## Exercise prompt
Leave the pictures out and print every record below exactly as it stands.

## Provided material
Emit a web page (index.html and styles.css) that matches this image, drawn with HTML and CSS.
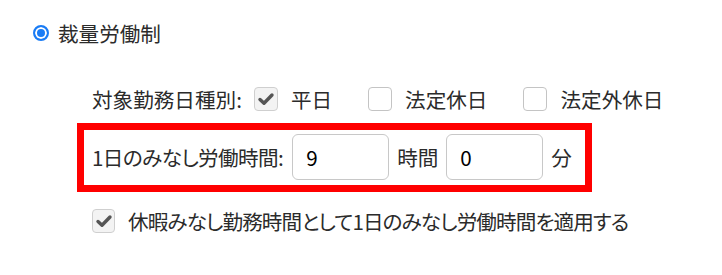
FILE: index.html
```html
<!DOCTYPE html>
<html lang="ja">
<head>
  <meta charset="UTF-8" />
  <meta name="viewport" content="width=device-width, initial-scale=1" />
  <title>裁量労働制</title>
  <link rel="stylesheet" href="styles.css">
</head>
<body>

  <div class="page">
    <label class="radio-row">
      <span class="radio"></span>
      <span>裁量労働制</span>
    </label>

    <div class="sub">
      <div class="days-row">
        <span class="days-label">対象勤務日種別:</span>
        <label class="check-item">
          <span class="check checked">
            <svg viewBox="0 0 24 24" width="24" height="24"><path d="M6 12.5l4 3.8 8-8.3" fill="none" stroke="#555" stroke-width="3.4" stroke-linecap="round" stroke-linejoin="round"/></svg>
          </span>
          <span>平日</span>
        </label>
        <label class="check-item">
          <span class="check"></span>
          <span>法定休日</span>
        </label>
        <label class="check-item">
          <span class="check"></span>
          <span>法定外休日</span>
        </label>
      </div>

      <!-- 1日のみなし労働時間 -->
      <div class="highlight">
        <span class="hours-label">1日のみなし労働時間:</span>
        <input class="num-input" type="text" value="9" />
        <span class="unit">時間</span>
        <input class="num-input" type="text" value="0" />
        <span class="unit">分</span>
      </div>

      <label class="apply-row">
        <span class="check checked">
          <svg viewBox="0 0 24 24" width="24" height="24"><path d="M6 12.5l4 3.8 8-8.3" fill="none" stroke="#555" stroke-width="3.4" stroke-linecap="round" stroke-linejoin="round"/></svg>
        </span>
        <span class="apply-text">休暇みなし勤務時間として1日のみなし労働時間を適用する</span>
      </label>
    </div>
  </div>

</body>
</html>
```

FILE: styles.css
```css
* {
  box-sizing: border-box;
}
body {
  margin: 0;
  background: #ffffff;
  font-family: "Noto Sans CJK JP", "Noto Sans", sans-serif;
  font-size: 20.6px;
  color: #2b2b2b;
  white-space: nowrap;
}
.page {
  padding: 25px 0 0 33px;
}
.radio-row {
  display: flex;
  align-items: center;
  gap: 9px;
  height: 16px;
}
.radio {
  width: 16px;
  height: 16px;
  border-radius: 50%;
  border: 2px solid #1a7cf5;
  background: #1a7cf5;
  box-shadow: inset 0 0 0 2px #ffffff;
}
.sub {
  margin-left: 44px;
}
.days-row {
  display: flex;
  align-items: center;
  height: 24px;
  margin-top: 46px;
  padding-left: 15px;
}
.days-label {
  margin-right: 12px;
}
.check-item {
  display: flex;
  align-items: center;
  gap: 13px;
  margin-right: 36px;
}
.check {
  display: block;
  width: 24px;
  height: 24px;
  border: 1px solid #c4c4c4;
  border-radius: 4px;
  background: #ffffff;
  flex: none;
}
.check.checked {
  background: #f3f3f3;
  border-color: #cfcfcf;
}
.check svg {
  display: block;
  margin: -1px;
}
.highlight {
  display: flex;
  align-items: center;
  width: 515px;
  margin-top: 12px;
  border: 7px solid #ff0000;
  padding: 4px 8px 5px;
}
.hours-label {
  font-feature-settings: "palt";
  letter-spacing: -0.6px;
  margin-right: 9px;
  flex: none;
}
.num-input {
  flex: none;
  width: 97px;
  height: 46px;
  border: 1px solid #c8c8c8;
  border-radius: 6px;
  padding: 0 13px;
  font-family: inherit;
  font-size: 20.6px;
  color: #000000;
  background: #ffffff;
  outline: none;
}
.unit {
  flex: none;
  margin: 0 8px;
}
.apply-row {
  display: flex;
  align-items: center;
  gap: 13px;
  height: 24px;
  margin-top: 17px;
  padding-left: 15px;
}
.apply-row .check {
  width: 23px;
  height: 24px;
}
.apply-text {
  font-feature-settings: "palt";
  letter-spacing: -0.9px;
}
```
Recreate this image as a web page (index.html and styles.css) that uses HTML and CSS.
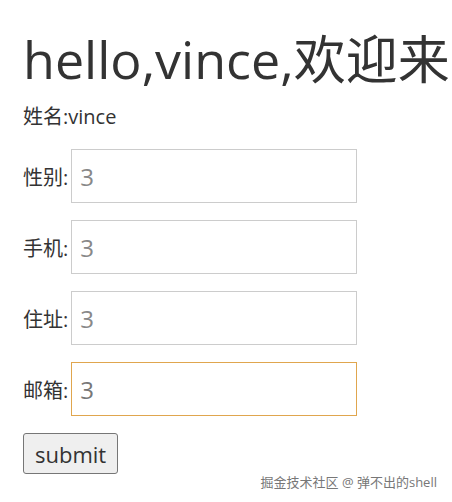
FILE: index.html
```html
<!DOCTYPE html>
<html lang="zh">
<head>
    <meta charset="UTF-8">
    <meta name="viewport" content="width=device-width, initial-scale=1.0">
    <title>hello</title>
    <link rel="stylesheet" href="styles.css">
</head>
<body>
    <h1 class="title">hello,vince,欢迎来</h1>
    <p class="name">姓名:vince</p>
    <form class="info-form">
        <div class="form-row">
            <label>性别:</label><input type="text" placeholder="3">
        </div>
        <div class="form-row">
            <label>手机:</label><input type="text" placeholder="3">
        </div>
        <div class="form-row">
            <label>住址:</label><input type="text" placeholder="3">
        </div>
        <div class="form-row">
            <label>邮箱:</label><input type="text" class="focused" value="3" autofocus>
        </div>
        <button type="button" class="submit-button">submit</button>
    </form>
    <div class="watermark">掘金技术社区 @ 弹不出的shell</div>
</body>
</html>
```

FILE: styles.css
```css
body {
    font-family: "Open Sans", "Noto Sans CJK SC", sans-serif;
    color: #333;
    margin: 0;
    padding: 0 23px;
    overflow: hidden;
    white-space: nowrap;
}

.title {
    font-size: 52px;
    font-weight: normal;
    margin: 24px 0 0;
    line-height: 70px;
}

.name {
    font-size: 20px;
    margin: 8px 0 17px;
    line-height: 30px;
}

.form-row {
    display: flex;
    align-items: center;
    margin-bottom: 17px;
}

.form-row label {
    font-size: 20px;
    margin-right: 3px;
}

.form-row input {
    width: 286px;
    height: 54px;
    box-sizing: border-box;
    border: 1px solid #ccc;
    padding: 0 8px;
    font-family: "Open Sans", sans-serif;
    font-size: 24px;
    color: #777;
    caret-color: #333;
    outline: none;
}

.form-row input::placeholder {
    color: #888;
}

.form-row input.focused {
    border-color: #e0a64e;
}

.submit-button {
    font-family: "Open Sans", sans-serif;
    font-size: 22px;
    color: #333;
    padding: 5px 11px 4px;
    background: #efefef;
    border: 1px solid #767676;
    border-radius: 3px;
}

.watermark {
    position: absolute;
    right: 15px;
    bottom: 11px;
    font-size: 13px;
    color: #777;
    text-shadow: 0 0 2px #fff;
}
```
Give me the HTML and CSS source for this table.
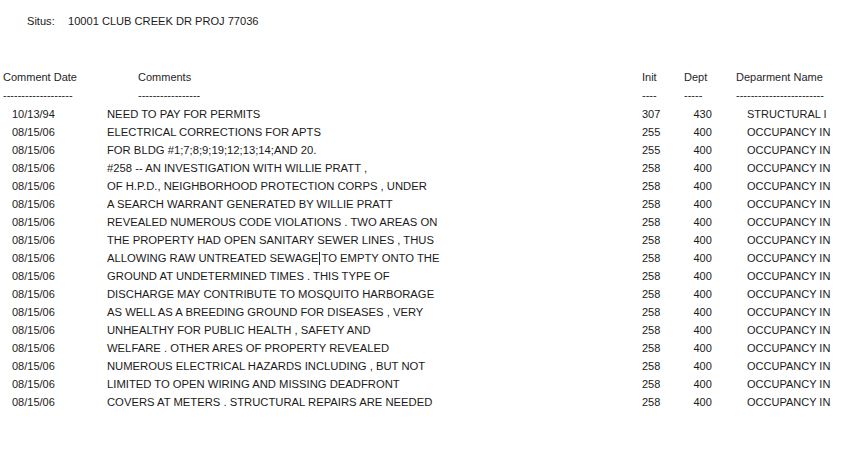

## The completed task
Emit a web page (index.html and styles.css) that matches this image, drawn with HTML and CSS.
FILE: index.html
```html
<!DOCTYPE html>
<html lang="ja">
<head>
  <meta charset="UTF-8" />
  <meta name="viewport" content="width=device-width, initial-scale=1" />
  <title>裁量労働制</title>
  <link rel="stylesheet" href="styles.css">
</head>
<body>

  <div class="page">
    <label class="radio-row">
      <span class="radio"></span>
      <span>裁量労働制</span>
    </label>

    <div class="sub">
      <div class="days-row">
        <span class="days-label">対象勤務日種別:</span>
        <label class="check-item">
          <span class="check checked">
            <svg viewBox="0 0 24 24" width="24" height="24"><path d="M6 12.5l4 3.8 8-8.3" fill="none" stroke="#555" stroke-width="3.4" stroke-linecap="round" stroke-linejoin="round"/></svg>
          </span>
          <span>平日</span>
        </label>
        <label class="check-item">
          <span class="check"></span>
          <span>法定休日</span>
        </label>
        <label class="check-item">
          <span class="check"></span>
          <span>法定外休日</span>
        </label>
      </div>

      <!-- 1日のみなし労働時間 -->
      <div class="highlight">
        <span class="hours-label">1日のみなし労働時間:</span>
        <input class="num-input" type="text" value="9" />
        <span class="unit">時間</span>
        <input class="num-input" type="text" value="0" />
        <span class="unit">分</span>
      </div>

      <label class="apply-row">
        <span class="check checked">
          <svg viewBox="0 0 24 24" width="24" height="24"><path d="M6 12.5l4 3.8 8-8.3" fill="none" stroke="#555" stroke-width="3.4" stroke-linecap="round" stroke-linejoin="round"/></svg>
        </span>
        <span class="apply-text">休暇みなし勤務時間として1日のみなし労働時間を適用する</span>
      </label>
    </div>
  </div>

</body>
</html>
```

FILE: styles.css
```css
* {
  box-sizing: border-box;
}
body {
  margin: 0;
  background: #ffffff;
  font-family: "Noto Sans CJK JP", "Noto Sans", sans-serif;
  font-size: 20.6px;
  color: #2b2b2b;
  white-space: nowrap;
}
.page {
  padding: 25px 0 0 33px;
}
.radio-row {
  display: flex;
  align-items: center;
  gap: 9px;
  height: 16px;
}
.radio {
  width: 16px;
  height: 16px;
  border-radius: 50%;
  border: 2px solid #1a7cf5;
  background: #1a7cf5;
  box-shadow: inset 0 0 0 2px #ffffff;
}
.sub {
  margin-left: 44px;
}
.days-row {
  display: flex;
  align-items: center;
  height: 24px;
  margin-top: 46px;
  padding-left: 15px;
}
.days-label {
  margin-right: 12px;
}
.check-item {
  display: flex;
  align-items: center;
  gap: 13px;
  margin-right: 36px;
}
.check {
  display: block;
  width: 24px;
  height: 24px;
  border: 1px solid #c4c4c4;
  border-radius: 4px;
  background: #ffffff;
  flex: none;
}
.check.checked {
  background: #f3f3f3;
  border-color: #cfcfcf;
}
.check svg {
  display: block;
  margin: -1px;
}
.highlight {
  display: flex;
  align-items: center;
  width: 515px;
  margin-top: 12px;
  border: 7px solid #ff0000;
  padding: 4px 8px 5px;
}
.hours-label {
  font-feature-settings: "palt";
  letter-spacing: -0.6px;
  margin-right: 9px;
  flex: none;
}
.num-input {
  flex: none;
  width: 97px;
  height: 46px;
  border: 1px solid #c8c8c8;
  border-radius: 6px;
  padding: 0 13px;
  font-family: inherit;
  font-size: 20.6px;
  color: #000000;
  background: #ffffff;
  outline: none;
}
.unit {
  flex: none;
  margin: 0 8px;
}
.apply-row {
  display: flex;
  align-items: center;
  gap: 13px;
  height: 24px;
  margin-top: 17px;
  padding-left: 15px;
}
.apply-row .check {
  width: 23px;
  height: 24px;
}
.apply-text {
  font-feature-settings: "palt";
  letter-spacing: -0.9px;
}
```
Recreate this image as a web page (index.html and styles.css) that uses HTML and CSS.
FILE: index.html
```html
<!DOCTYPE html>
<html lang="zh">
<head>
    <meta charset="UTF-8">
    <meta name="viewport" content="width=device-width, initial-scale=1.0">
    <title>hello</title>
    <link rel="stylesheet" href="styles.css">
</head>
<body>
    <h1 class="title">hello,vince,欢迎来</h1>
    <p class="name">姓名:vince</p>
    <form class="info-form">
        <div class="form-row">
            <label>性别:</label><input type="text" placeholder="3">
        </div>
        <div class="form-row">
            <label>手机:</label><input type="text" placeholder="3">
        </div>
        <div class="form-row">
            <label>住址:</label><input type="text" placeholder="3">
        </div>
        <div class="form-row">
            <label>邮箱:</label><input type="text" class="focused" value="3" autofocus>
        </div>
        <button type="button" class="submit-button">submit</button>
    </form>
    <div class="watermark">掘金技术社区 @ 弹不出的shell</div>
</body>
</html>
```

FILE: styles.css
```css
body {
    font-family: "Open Sans", "Noto Sans CJK SC", sans-serif;
    color: #333;
    margin: 0;
    padding: 0 23px;
    overflow: hidden;
    white-space: nowrap;
}

.title {
    font-size: 52px;
    font-weight: normal;
    margin: 24px 0 0;
    line-height: 70px;
}

.name {
    font-size: 20px;
    margin: 8px 0 17px;
    line-height: 30px;
}

.form-row {
    display: flex;
    align-items: center;
    margin-bottom: 17px;
}

.form-row label {
    font-size: 20px;
    margin-right: 3px;
}

.form-row input {
    width: 286px;
    height: 54px;
    box-sizing: border-box;
    border: 1px solid #ccc;
    padding: 0 8px;
    font-family: "Open Sans", sans-serif;
    font-size: 24px;
    color: #777;
    caret-color: #333;
    outline: none;
}

.form-row input::placeholder {
    color: #888;
}

.form-row input.focused {
    border-color: #e0a64e;
}

.submit-button {
    font-family: "Open Sans", sans-serif;
    font-size: 22px;
    color: #333;
    padding: 5px 11px 4px;
    background: #efefef;
    border: 1px solid #767676;
    border-radius: 3px;
}

.watermark {
    position: absolute;
    right: 15px;
    bottom: 11px;
    font-size: 13px;
    color: #777;
    text-shadow: 0 0 2px #fff;
}
```
Give me the HTML and CSS source for this table.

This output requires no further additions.